Des soirées étudiantes aux safe spaces LGBT+ : comment la fête a changé mon rapport à mon corps
La chronique de Sarah
Bonjour et bienvenue dans le lundi 21 juin 2021 : c’est le solstice d’été, les masques sont tombés, le couvre-feu est levé, et la fête de la musique bat son plein. Bref : on croirait presque (presque) avoir retrouvé un peu de nos vies avant mars 2020. Pour l’occasion, on donne la plume à Sarah, qui nous raconte comment et pourquoi la musique et la fête ont changé son rapport à son corps et aux autres ces dernières années - de ses premières soirées étudiantes bancales et arrosées, à la découverte des espaces de fête safe et LGBT+ à Paris. Welcome dans cette chronique amoureuse de ces cocons de liberté, d’audace et de contestation que sont les espaces liés aux musiques électroniques et tout particulièrement à la musique techno
Découvrir la fête dans un monde pré #Metoo
Il y a eu deux “grands temps” de la fête dans ma vie : d’abord, c'étaient les premières fêtes étudiantes, à l’époque où je croyais que j’allais devenir avocate, prof de français, ou encore hôtesse de l’air (...et où j’ai surtout appris à boire avant de foirer mon année de droit, puis mon Hypokhâgne, puis ma vocation de steward #oups). À l’époque, apprendre à faire la fête (et tout particulièrement en province) était lié à une très forte culture de l’alcool.
En fait, l’équation était simple : peu d’endroits où sortir à part les bars = se retrouver constamment dans des bars ou dans des “soirées apparts”. Sur place, bien sûr, il y avait de la musique, mais il faut dire qu’on terminait plus souvent à beugler les paroles de Blurred Lines de Robin Thicke (#touteuneépoque) qu’à tomber en pâmoison devant la beauté d’un concert en live.

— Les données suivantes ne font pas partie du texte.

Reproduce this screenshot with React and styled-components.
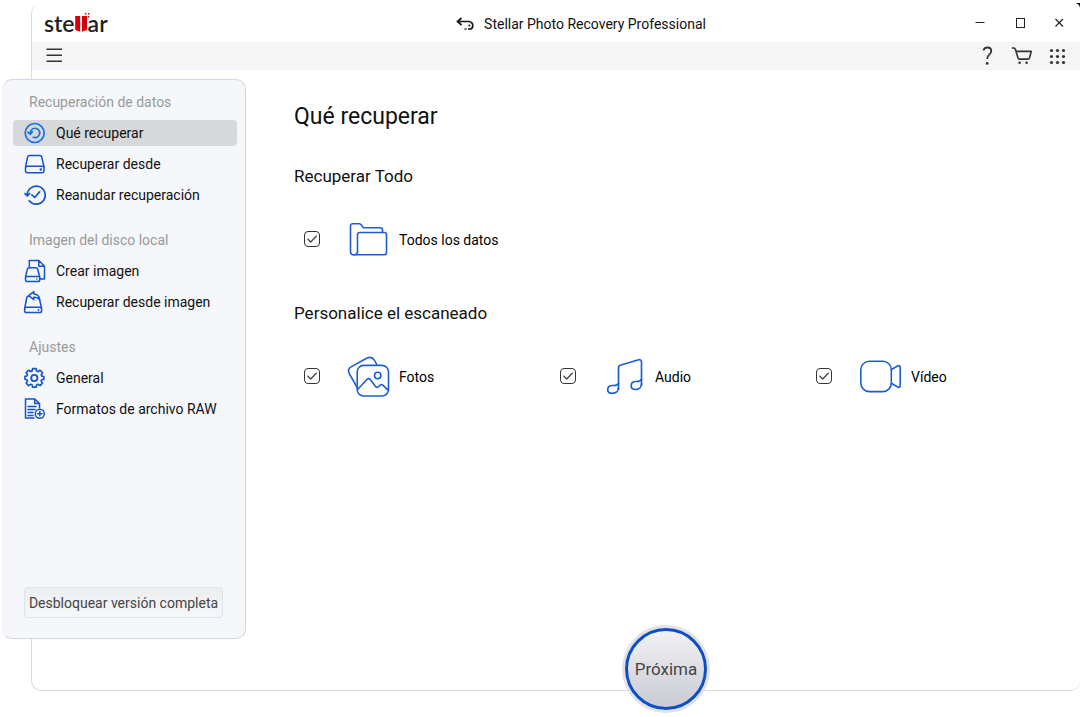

Bref : je sortais beaucoup, j’apprenais à connaître mes limites (ahem), et surtout (surtout), il faut rappeler que nous étions bien avant l’époque #Metoo. De fait, les soirées dans lesquelles je traînais étaient le plus souvent très hétéronormées - et, du haut de mes 19-20 ans, sans aucune éducation féministe, j’étais encore très imprégnée de cette idée qu’on allait en soirée pour (se faire) pécho. Et comme je manquais cruellement de confiance en moi, j’en faisais des tonnes pour bien donner le change.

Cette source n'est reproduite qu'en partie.